The task: Determine the number of lines where "Tailwind" occurs and reply with that number by itself.

* Start Data for the task *

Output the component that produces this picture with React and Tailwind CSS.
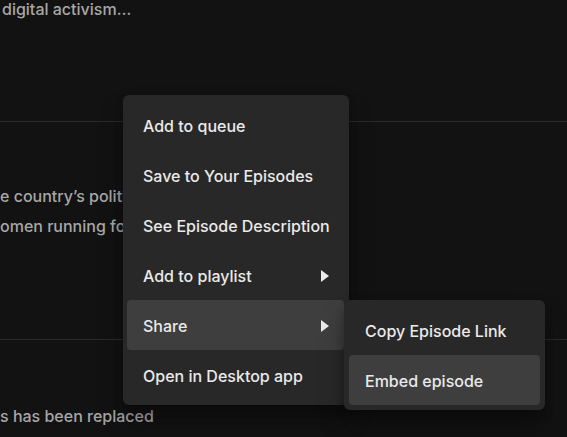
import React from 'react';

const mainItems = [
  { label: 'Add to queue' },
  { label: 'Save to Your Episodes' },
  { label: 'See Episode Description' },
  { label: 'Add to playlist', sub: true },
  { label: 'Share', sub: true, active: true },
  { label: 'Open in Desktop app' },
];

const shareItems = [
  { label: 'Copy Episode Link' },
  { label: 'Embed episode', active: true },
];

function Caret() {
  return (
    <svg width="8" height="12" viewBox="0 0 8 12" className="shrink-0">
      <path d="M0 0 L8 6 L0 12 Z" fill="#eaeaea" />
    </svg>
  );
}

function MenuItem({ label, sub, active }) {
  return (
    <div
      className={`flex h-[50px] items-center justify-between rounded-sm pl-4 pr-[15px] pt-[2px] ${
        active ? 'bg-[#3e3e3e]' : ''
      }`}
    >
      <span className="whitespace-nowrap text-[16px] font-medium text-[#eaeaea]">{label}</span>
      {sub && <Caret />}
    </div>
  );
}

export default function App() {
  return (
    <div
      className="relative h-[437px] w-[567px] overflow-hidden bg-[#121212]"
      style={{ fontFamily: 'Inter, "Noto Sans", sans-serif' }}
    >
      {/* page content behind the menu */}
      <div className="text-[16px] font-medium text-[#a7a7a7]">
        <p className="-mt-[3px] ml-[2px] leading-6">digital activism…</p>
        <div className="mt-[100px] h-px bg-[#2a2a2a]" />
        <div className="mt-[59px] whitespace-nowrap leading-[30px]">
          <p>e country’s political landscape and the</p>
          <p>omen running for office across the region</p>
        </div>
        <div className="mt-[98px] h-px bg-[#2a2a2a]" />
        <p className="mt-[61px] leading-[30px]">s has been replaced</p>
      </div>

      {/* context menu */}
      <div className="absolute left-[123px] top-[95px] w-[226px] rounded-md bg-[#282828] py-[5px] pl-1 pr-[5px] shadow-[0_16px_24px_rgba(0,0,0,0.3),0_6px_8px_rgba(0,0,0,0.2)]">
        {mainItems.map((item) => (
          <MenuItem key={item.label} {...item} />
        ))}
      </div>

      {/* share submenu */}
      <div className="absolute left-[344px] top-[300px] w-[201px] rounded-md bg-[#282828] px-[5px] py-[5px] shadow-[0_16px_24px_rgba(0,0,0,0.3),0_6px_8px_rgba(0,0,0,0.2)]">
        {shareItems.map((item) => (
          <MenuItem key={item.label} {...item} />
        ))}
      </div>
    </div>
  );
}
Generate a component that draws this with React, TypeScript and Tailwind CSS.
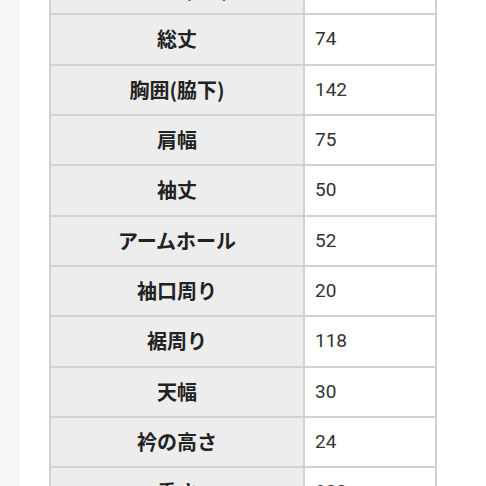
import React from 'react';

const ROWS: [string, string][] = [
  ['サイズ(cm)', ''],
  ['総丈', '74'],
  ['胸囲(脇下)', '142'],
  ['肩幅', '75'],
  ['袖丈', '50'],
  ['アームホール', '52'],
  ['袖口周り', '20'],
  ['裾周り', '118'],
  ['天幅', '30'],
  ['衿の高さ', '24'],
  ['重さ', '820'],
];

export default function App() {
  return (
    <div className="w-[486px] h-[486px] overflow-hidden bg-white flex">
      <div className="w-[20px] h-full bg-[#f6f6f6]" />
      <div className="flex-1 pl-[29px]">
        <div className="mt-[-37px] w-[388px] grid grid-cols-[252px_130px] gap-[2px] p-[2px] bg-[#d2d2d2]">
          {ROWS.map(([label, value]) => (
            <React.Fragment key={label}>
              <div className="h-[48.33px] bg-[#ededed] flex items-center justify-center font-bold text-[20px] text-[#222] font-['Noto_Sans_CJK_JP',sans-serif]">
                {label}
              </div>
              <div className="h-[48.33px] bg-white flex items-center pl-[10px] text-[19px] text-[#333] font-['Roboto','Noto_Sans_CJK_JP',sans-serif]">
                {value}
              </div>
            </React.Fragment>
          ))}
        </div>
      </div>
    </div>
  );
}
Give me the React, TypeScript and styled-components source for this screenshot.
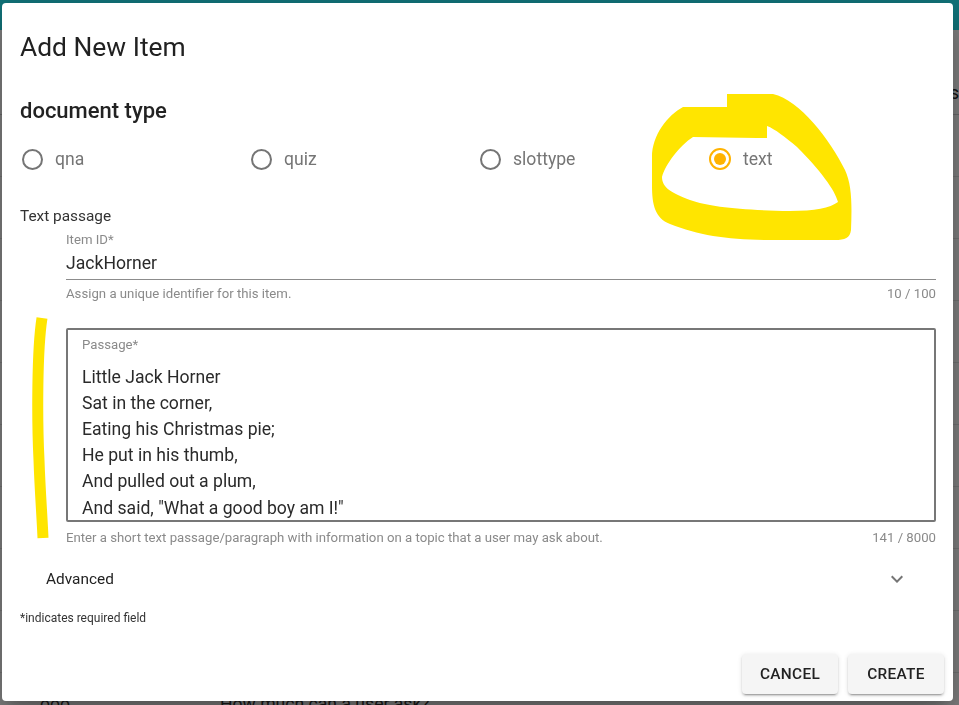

* End Data for the task *

Response to the exercise: 2